Tuesday, May 19, 2009

One for the Ages

Sorry for the long hiatus. I'm not dead yet.

But this blog is likely to remain dark for a bit. My job is sucking a huge amount of my writing energy, and I'm trying to focus what little juice remains on a bigger project.

I will be popping up now and then when the news is worthwhile or the Muse comes knocking.

***

In the meantime, though, before I go back to radio silence for a while, I feel compelled to give a shout-out for a book I have recently been re-reading. For the sake of full disclosure: The author, Andrew Kozelka, is a friend of mine. We went to grad school at Hollins together, though I think we shared only one class, a theory seminar on short fiction. And while most of us young grad students were spending our nights hanging around, drinking, bantering wittily, hoping to show enough intellectual ankle to get us intellectually laid, this guy was burning the midnight oil in his little apartment in downtown Roanoke, churning out two novels and many of the first poems in the book below.

Every time I pick up The Ages, I am struck by a complex roster of emotions: The first is a rueful sense of irritation with the state of poetry publication in this day and age. Here is a book, dear readers, which was a finalist for the National Poetry Series in 2005. A finalist, but it did not win, and then when Kozelka got tired of the ongoing slings and arrows of the contest submission system, he finally did that horrible, shiver-inducing thing which can draw hushed gasps of disgust even from those who know the meaning of the slang term "Dirty Sanchez": He self-published it.

While the innocent among you are googling the term (I tell you now, you'll be happier if you don't), I ask the rest: Has Kozelka, by dropping into the self-publishing well, dipped himself in tar which can never be peeled away?

Maybe he could have gone on playing the game. Maybe he should have. Every time I pick up the book, I argue with myself about it, the angel on one shoulder soothing, It's out there, the devil on the other seething, No one will read it.

Oh, but that's just the first emotion. The second one comes on as I start reading: envy. Deep, lustful envy of these poems. The kind I very rarely experience, that Why the hell aren't I smart enough to write this? sort of feeling.
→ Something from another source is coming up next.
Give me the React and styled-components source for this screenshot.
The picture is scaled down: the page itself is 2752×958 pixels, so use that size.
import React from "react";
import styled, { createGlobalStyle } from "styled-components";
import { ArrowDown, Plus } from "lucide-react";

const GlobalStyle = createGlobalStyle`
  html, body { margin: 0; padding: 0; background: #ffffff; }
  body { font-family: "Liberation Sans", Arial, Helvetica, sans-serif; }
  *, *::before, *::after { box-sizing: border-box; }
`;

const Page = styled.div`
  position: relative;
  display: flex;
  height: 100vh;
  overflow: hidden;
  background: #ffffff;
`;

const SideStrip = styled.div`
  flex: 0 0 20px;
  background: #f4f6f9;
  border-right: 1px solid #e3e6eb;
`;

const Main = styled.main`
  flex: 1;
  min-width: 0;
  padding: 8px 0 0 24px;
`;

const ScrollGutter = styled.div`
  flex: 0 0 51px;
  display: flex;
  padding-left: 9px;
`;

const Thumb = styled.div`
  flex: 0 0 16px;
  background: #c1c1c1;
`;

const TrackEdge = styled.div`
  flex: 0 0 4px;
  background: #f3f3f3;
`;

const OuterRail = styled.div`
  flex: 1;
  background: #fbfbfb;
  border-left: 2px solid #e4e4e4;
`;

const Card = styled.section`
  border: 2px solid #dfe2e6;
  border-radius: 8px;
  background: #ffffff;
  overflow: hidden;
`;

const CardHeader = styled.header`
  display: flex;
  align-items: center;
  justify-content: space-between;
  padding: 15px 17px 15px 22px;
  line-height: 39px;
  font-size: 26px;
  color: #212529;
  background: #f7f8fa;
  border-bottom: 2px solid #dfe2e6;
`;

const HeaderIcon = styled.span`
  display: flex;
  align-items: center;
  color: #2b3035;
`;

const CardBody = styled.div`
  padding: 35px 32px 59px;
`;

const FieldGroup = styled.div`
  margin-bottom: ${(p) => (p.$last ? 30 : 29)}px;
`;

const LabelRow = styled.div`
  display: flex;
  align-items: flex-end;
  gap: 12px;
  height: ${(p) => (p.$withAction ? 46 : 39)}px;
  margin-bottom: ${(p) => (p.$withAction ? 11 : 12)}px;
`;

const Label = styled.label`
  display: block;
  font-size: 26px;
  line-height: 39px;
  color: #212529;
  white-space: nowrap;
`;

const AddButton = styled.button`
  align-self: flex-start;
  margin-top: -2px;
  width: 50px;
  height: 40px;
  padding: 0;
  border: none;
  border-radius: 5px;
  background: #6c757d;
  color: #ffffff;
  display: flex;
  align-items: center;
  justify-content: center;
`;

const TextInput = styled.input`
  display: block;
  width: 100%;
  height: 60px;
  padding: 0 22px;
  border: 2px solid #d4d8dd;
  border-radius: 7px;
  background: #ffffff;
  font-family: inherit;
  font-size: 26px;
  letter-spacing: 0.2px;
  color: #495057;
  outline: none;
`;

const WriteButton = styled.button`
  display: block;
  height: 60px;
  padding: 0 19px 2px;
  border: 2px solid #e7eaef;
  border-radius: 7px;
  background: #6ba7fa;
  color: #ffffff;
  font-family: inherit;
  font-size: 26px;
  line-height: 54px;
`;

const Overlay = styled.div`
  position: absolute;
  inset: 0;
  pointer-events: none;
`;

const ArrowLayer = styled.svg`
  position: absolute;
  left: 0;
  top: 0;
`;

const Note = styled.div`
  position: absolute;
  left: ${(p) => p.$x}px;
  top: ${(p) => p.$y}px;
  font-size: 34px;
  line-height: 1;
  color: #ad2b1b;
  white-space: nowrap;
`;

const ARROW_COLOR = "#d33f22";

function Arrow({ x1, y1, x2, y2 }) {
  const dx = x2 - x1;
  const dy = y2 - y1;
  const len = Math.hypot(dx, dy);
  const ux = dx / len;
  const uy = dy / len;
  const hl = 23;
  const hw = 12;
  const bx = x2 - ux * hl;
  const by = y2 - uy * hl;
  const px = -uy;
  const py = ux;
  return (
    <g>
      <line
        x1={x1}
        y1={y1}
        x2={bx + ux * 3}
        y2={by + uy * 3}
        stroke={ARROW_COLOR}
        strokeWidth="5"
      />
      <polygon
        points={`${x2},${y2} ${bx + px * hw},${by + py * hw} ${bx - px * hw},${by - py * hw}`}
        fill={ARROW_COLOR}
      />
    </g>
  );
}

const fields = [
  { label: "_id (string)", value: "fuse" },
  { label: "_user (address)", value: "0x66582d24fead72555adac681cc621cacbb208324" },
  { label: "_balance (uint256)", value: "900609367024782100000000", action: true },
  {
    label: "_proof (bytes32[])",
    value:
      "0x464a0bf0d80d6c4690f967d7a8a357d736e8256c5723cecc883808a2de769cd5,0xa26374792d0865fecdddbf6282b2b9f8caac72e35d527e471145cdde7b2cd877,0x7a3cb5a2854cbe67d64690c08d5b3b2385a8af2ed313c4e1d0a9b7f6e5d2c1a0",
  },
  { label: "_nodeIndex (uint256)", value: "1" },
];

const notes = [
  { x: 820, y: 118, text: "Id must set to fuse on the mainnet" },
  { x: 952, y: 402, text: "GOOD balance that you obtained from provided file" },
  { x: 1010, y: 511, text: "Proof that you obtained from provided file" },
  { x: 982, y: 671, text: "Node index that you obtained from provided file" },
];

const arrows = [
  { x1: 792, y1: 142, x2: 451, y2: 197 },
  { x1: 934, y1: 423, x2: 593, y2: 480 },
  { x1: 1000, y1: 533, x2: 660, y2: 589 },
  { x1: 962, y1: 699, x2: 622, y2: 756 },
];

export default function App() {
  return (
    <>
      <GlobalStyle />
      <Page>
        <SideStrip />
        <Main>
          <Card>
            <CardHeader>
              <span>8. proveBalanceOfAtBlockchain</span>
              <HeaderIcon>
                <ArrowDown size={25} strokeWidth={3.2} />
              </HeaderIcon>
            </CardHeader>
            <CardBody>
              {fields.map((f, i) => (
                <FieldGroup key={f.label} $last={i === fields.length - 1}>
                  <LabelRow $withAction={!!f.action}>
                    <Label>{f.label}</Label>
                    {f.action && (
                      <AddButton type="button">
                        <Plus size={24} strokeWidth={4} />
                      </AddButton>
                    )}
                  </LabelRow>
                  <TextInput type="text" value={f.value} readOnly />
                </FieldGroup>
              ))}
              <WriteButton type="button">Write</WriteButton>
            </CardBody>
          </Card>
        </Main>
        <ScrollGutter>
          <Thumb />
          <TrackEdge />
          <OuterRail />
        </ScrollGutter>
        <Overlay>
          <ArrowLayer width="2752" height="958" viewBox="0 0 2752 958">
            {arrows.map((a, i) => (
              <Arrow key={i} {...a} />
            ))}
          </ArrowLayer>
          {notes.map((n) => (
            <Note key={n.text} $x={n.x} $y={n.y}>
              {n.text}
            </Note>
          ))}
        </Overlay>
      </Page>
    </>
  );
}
Then, as I read further, the envy vanishes and turns into excitement. Excitement at their ambition, their leaps of imagination, their historical scope, their black humor, their multiplicity of form, their willingness to scavenge through the darkness and bring up gold and icons and drowned slaves and dead czars and heroes who are known as heroes because they killed many, many people.
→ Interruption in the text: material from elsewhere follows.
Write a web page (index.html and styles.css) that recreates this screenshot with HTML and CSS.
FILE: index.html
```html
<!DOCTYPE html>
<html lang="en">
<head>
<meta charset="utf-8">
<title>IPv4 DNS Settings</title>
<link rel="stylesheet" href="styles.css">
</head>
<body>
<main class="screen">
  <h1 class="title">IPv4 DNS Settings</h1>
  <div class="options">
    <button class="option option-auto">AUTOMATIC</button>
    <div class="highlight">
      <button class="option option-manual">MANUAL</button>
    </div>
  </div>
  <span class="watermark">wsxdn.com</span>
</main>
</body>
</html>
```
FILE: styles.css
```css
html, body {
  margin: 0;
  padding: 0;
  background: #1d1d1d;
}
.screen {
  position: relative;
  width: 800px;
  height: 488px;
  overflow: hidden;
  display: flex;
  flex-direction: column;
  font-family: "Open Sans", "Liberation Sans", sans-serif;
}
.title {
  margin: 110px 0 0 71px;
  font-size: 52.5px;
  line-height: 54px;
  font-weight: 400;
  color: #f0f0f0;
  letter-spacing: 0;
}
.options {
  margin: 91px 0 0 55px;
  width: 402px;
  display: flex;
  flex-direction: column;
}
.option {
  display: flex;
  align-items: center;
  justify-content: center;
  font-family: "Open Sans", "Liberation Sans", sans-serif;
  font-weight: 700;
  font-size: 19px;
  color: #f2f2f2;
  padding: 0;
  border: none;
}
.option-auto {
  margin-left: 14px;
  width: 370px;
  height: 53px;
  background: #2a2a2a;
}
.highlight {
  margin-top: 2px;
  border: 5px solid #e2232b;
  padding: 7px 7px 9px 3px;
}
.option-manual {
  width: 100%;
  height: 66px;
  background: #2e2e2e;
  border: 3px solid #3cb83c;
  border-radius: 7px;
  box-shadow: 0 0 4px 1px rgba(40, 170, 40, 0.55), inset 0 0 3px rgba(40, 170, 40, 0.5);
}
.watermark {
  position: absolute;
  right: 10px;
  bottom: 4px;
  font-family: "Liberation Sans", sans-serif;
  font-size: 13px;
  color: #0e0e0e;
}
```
I realize I am waxing all slobbery here, but I cannot help it: the cumulative power of these poems taken together is hard to overstate. Every time I read them, they make me want to write more, and read more, and simultaneously they make me want to throw every book in the room onto a pyre and light it and go be a throat-slitting pirate somewhere. Really. It is that good.
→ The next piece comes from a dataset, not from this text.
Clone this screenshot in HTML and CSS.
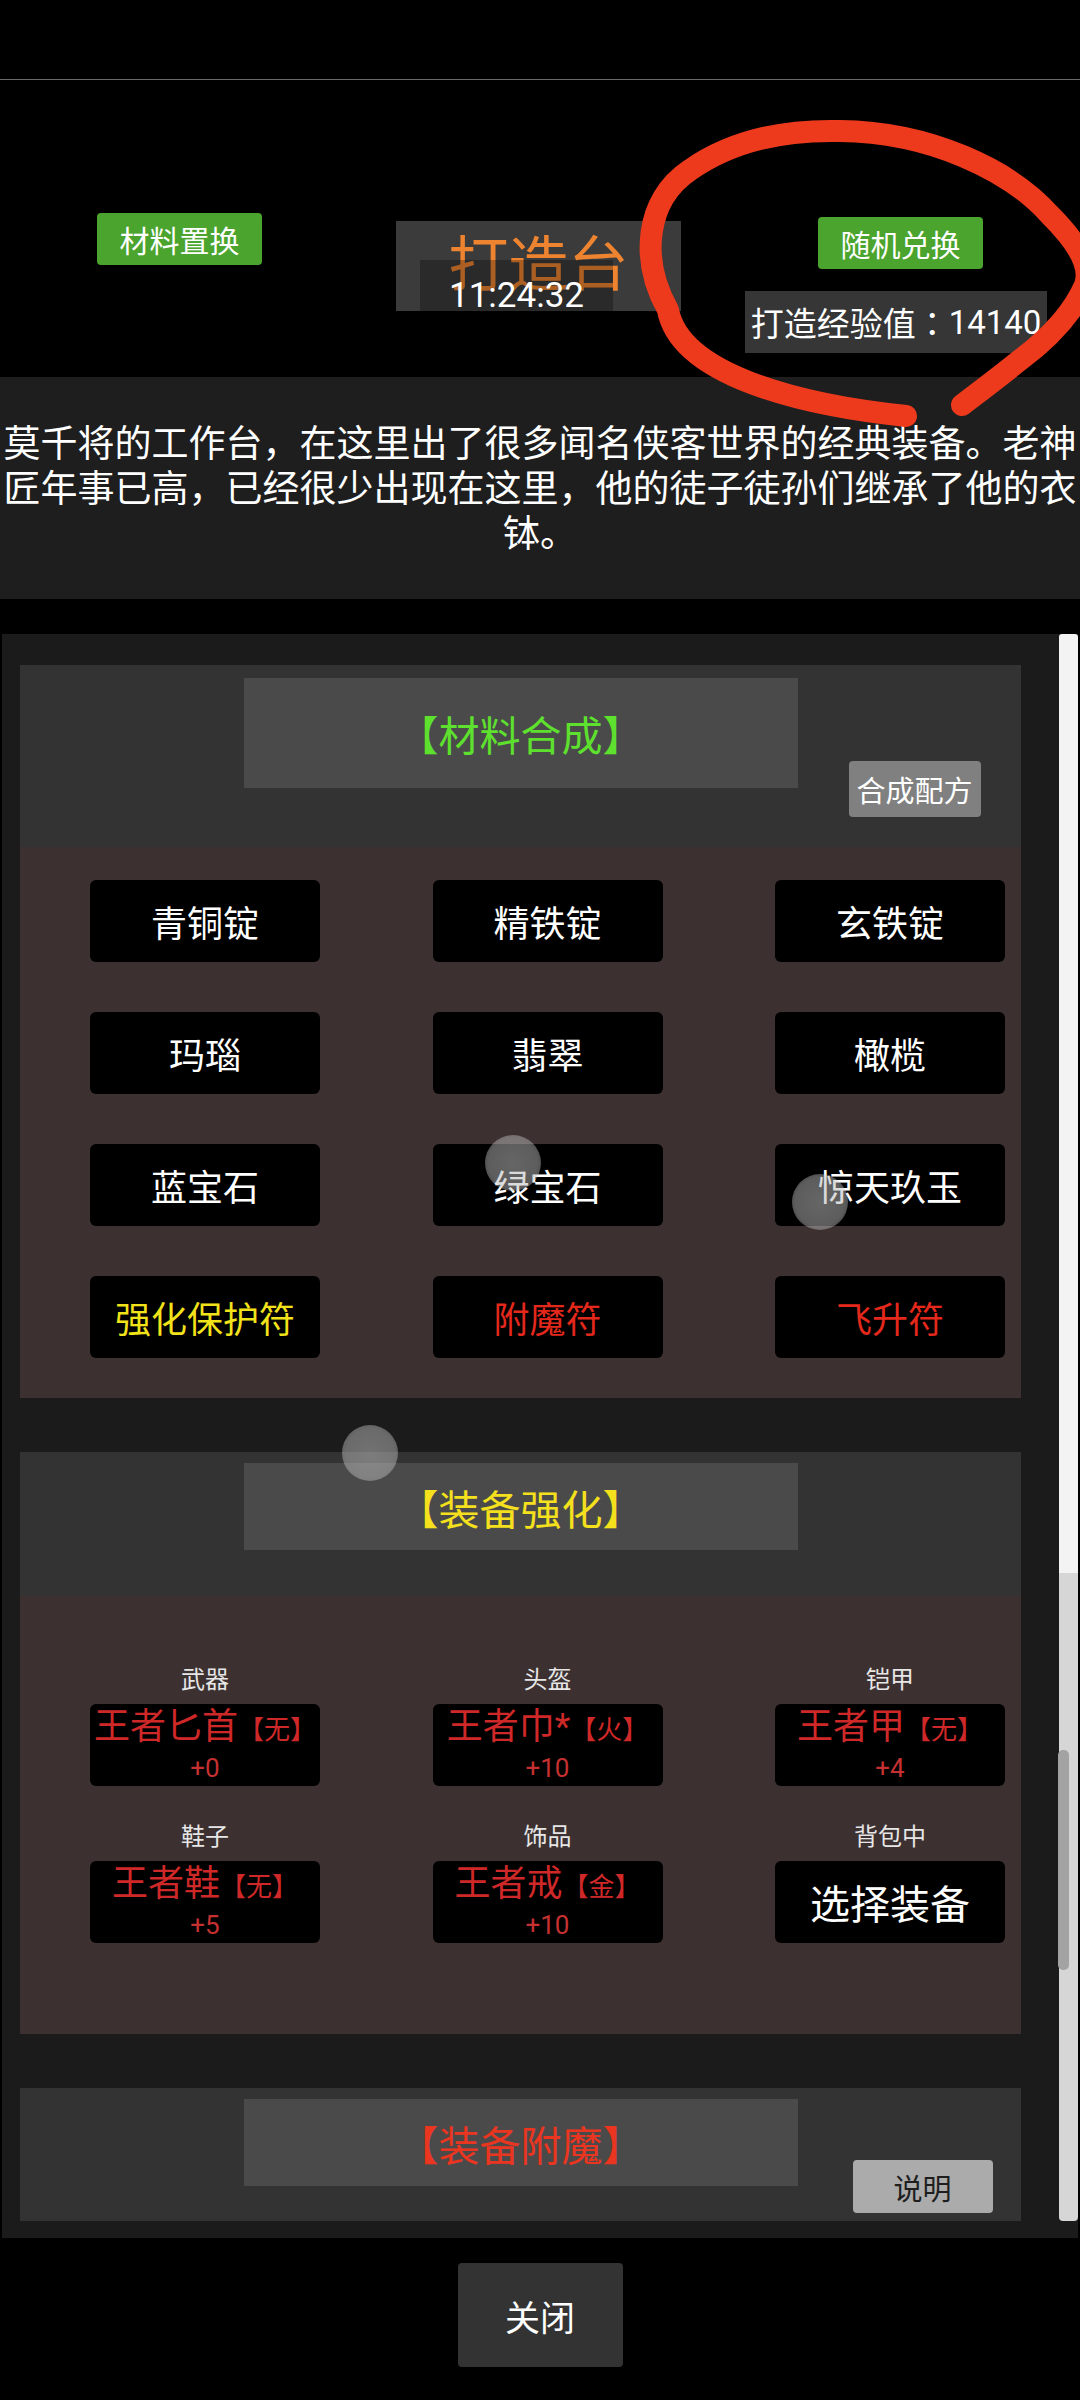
FILE: index.html
```html
<!DOCTYPE html>
<html lang="zh">
<head>
    <meta charset="UTF-8">
    <meta name="viewport" content="width=device-width, initial-scale=1.0">
    <title>打造台</title>
    <link rel="stylesheet" href="styles.css">
</head>
<body>
<div class="page">
    <div class="statusbar"></div>

    <header class="top">
        <button class="btn-green swap">材料置换</button>
        <div class="title-box">
            <span class="title-text">打造台</span>
            <div class="clock">11:24:32</div>
        </div>
        <div class="top-right">
            <button class="btn-green">随机兑换</button>
            <div class="exp">打造经验值<span class="punct">：</span>14140</div>
        </div>
    </header>

    <p class="desc">莫千将的工作台，在这里出了很多闻名侠客世界的经典装备。老神匠年事已高，已经很少出现在这里，他的徒子徒孙们继承了他的衣钵。</p>

    <div class="panel">
        <div class="panel-body">
            <section class="block">
                <div class="block-head head-1">
                    <div class="block-title title-tall green">【材料合成】</div>
                    <button class="btn-small recipe">合成配方</button>
                </div>
                <div class="block-body mats">
                    <button class="mat">青铜锭</button>
                    <button class="mat">精铁锭</button>
                    <button class="mat">玄铁锭</button>
                    <button class="mat">玛瑙</button>
                    <button class="mat">翡翠</button>
                    <button class="mat">橄榄</button>
                    <button class="mat">蓝宝石</button>
                    <button class="mat">绿宝石</button>
                    <button class="mat">惊天玖玉</button>
                    <button class="mat yellow">强化保护符</button>
                    <button class="mat red">附魔符</button>
                    <button class="mat red">飞升符</button>
                </div>
            </section>

            <section class="block">
                <div class="block-head head-2">
                    <div class="block-title yellow">【装备强化】</div>
                </div>
                <div class="block-body gear">
                    <div class="slot">
                        <div class="slot-label">武器</div>
                        <div class="slot-box">
                            <div class="slot-name">王者匕首<small>【无】</small></div>
                            <div class="slot-lv">+0</div>
                        </div>
                    </div>
                    <div class="slot">
                        <div class="slot-label">头盔</div>
                        <div class="slot-box">
                            <div class="slot-name">王者巾*<small>【火】</small></div>
                            <div class="slot-lv">+10</div>
                        </div>
                    </div>
                    <div class="slot">
                        <div class="slot-label">铠甲</div>
                        <div class="slot-box">
                            <div class="slot-name">王者甲<small>【无】</small></div>
                            <div class="slot-lv">+4</div>
                        </div>
                    </div>
                    <div class="slot">
                        <div class="slot-label">鞋子</div>
                        <div class="slot-box">
                            <div class="slot-name">王者鞋<small>【无】</small></div>
                            <div class="slot-lv">+5</div>
                        </div>
                    </div>
                    <div class="slot">
                        <div class="slot-label">饰品</div>
                        <div class="slot-box">
                            <div class="slot-name">王者戒<small>【金】</small></div>
                            <div class="slot-lv">+10</div>
                        </div>
                    </div>
                    <div class="slot">
                        <div class="slot-label">背包中</div>
                        <div class="slot-box pick">选择装备</div>
                    </div>
                </div>
            </section>

            <section class="block">
                <div class="block-head head-3">
                    <div class="block-title red">【装备附魔】</div>
                    <button class="btn-small help">说明</button>
                </div>
            </section>
        </div>
        <div class="scrollbar">
            <div class="sb-top"></div>
            <div class="sb-rest"><div class="sb-thumb"></div></div>
        </div>
    </div>

    <div class="footer">
        <button class="close">关闭</button>
    </div>

    <!-- touch marks on the photo -->
    <span class="blob blob-1"></span>
    <span class="blob blob-2"></span>
    <span class="blob blob-3"></span>

    <!-- red hand-drawn circle -->
    <svg class="annotation" width="1080" height="450" viewBox="0 0 1080 450">
        <path d="M906 416 C800 405 680 375 668 310 C640 260 645 200 690 170 C740 135 800 130 840 131 C930 132 1010 170 1050 215 C1075 240 1092 265 1085 285 C1070 320 1040 345 1020 360 C995 380 975 395 962 405"
              fill="none" stroke="#ee3a1c" stroke-width="22" stroke-linecap="round" stroke-linejoin="round"/>
    </svg>
</div>
</body>
</html>
```

FILE: styles.css
```css
body {
    margin: 0;
    background: #000;
    color: #fff;
    font-family: Roboto, "Noto Sans CJK SC", sans-serif;
}
button {
    font-family: inherit;
    border: none;
    padding: 0;
    cursor: pointer;
}
.page {
    position: relative;
    width: 1080px;
    height: 2400px;
    overflow: hidden;
}
.statusbar {
    height: 80px;
    border-bottom: 1px solid #6a6a6a;
    box-sizing: border-box;
}
/* centred full-width colon, as on the device */
.punct {
    font-family: Roboto, "Noto Sans CJK TC", sans-serif;
}

/* header */
.top {
    display: flex;
    align-items: flex-start;
    height: 297px;
}
.btn-green {
    width: 165px;
    height: 52px;
    background: #4aa42e;
    color: #fff;
    border-radius: 4px;
    font-size: 30px;
}
.swap {
    margin: 133px 0 0 97px;
}
.title-box {
    position: relative;
    margin: 141px 0 0 134px;
    width: 285px;
    height: 90px;
    background: #3b3b3b;
    display: flex;
    align-items: center;
    justify-content: center;
}
.title-text {
    font-size: 60px;
    line-height: 70px;
    color: #ee8430;
}
.clock {
    position: absolute;
    left: 24px;
    top: 39px;
    width: 193px;
    height: 51px;
    box-sizing: border-box;
    padding-top: 18px;
    background: rgba(0, 0, 0, 0.28);
    font-size: 35px;
    line-height: 35px;
    text-align: center;
}
.top-right {
    display: flex;
    flex-direction: column;
    align-items: flex-start;
    margin: 137px 0 0 64px;
}
.top-right .btn-green {
    margin-left: 73px;
}
.exp {
    margin-top: 22px;
    width: 302px;
    height: 62px;
    background: #363636;
    font-size: 33px;
    white-space: nowrap;
    display: flex;
    align-items: center;
    justify-content: center;
}

.desc {
    margin: 0;
    height: 222px;
    box-sizing: border-box;
    padding-top: 45px;
    background: #1e1e1e;
    font-size: 37px;
    line-height: 45px;
    text-align: center;
}

/* scrolling panel */
.panel {
    margin: 35px 2px 0;
    background: #1b1b1b;
    display: flex;
}
.panel-body {
    flex: 1;
    padding: 31px 0 17px 18px;
}
.scrollbar {
    width: 19px;
    margin-bottom: 17px;
    display: flex;
    flex-direction: column;
}
.sb-top {
    height: 939px;
    background: #f3f3f3;
    border-radius: 3px 3px 0 0;
}
.sb-rest {
    flex: 1;
    background: #d6d6d6;
    border-radius: 0 0 4px 4px;
    padding-top: 177px;
}
.sb-thumb {
    width: 11px;
    height: 220px;
    margin-left: -1px;
    background: #a3a3a3;
    border-radius: 5px;
}

.block {
    width: 1001px;
}
.block + .block {
    margin-top: 54px;
}
.block-head {
    display: grid;
    grid-template-columns: 1fr 554px 1fr;
    background: #333;
    box-sizing: border-box;
}
.head-1 {
    height: 182px;
    padding-top: 13px;
}
.head-2 {
    height: 144px;
    padding-top: 11px;
}
.head-3 {
    height: 133px;
    padding-top: 11px;
}
.block-title {
    grid-column: 2;
    align-self: start;
    height: 87px;
    background: #4a4a4a;
    font-size: 41px;
    display: flex;
    align-items: center;
    justify-content: center;
}
.title-tall {
    height: 110px;
}
.green { color: #5ee02e; }
.yellow { color: #f4e01c; }
.red { color: #ea3520; }

.btn-small {
    grid-column: 3;
    justify-self: start;
    align-self: end;
    border-radius: 4px;
    font-size: 29px;
}
.recipe {
    margin: 0 0 30px 51px;
    width: 132px;
    height: 56px;
    background: #808080;
    color: #fff;
}
.help {
    margin: 0 0 8px 55px;
    width: 140px;
    height: 53px;
    background: #ababab;
    color: #1e1e1e;
}

.block-body {
    background: #3c3030;
    display: grid;
    grid-template-columns: repeat(3, 230px);
    column-gap: 112.5px;
    padding-left: 70px;
}
.mats {
    padding-top: 33px;
    padding-bottom: 40px;
    row-gap: 50px;
}
.mat {
    height: 82px;
    background: #000;
    border-radius: 6px;
    color: #fff;
    font-size: 36px;
}
.mat.yellow { color: #f2e21a; }
.mat.red { color: #e4281c; }

.gear {
    padding-top: 69px;
    padding-bottom: 91px;
    row-gap: 36px;
}
.slot-label {
    font-size: 24px;
    line-height: 30px;
    color: #e6e6e6;
    text-align: center;
    margin-bottom: 9px;
}
.slot-box {
    height: 82px;
    background: #000;
    border-radius: 6px;
    text-align: center;
    box-sizing: border-box;
    padding-top: 3px;
}
.slot-name {
    font-size: 36px;
    line-height: 40px;
    color: #cf2828;
    white-space: nowrap;
}
.slot-name small {
    font-size: 26px;
}
.slot-lv {
    margin-top: 3px;
    font-size: 26px;
    line-height: 30px;
    color: #c53030;
}
.slot-box.pick {
    padding: 0;
    font-size: 40px;
    color: #fff;
    display: flex;
    align-items: center;
    justify-content: center;
}

.footer {
    display: flex;
    justify-content: center;
    padding-top: 25px;
}
.close {
    width: 165px;
    height: 104px;
    background: #333;
    color: #fff;
    border-radius: 4px;
    font-size: 35px;
}

/* overlays */
.blob {
    position: absolute;
    width: 56px;
    height: 56px;
    border-radius: 50%;
    background: radial-gradient(circle, rgba(185, 185, 185, 0.55) 0, rgba(185, 185, 185, 0.5) 62%, rgba(230, 230, 230, 0.3) 80%, rgba(255, 255, 255, 0) 100%);
}
.blob-1 { left: 485px; top: 1135px; }
.blob-2 { left: 792px; top: 1174px; }
.blob-3 { left: 342px; top: 1425px; }

.annotation {
    position: absolute;
    left: 0;
    top: 0;
    pointer-events: none;
}
```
I'm going to just shut up now and drop a couple of my favorites below. Kozelka's dirty, filthy, self-published book of brilliance is available through Amazon. Buy it, and have a little source of dark light to put on your shelf.


***


The Age of Fable


From the village below the castle
The serfs can see the knights
Cavorting with pale ladies;
They can smell the delicate muttons,
They can feel the blatant unfairness
And what the priest tells them
Doesn't really help.

As for the Revolution
It's at least five hundred years away,
And so they make up stories.
In one, they're strong with rage.
An axe is in their hand. They go
Up to the castle and rape and kill
Everything that breathes.

Then they sit down at the great table
And stuff themselves.
They lay a tax upon the village.
The prettiest boys and girls
Are brought to their bed.
They sleep in. They kill off
Anyone who seems ambitious.

All the serfs in the village know this story,
Though not one has ever told it.


***

The Vision of St. Francis
in the Year of the Plague

Some children undertook
Another crusade
To stop a war their parents had made

But along the way they grew up, had children
Of their own,
And had to protect them with arrow and stone

And had to settle and build a fort
Where soon their children were asking the same sort
Of questions they used to:

Why the need for the wall?
Why even have enemies at all?
Why do we work? Why elect a prince?

It just doesn't make sense.
And so they went off on another crusade
To stop the war their parents had made.

But they didn't want it to be like before
And just end up fighting the same old war
And so when they saw the marauders approach

The children didn't go into a protective crouch
But instead ran out to the desert holding hands
And took to kissing in the sands.

Soon it had gotten dark out and the children couldn't see.
All of this was told to me
By my fever.


***

Teaching Japanese Children English
Not Far From the Hiroshima Peace Park

We the guilty form a wall around innocence,
Killing and being killed where we stand or attack
And there is nothing else between love and the dark,
No wall not of our making, no free-taken home,
And no consolation for the myriad displaced
But to pass briefly through pitiful gardens.

Monday, April 13, 2009

My Lizard Brain is Amish


A friend of mine pointed out that Vegas is the best place on earth to surrender to your lizard brain. Thus my conclusion above, reached after only a few hours of wandering from Bally's to Paris to the Bellagio to Caesar's Palace. Brain ... can't ... handle ... any ... more ... neon ... lights ... must ... milk ... cow ... and ... raise ... barn ...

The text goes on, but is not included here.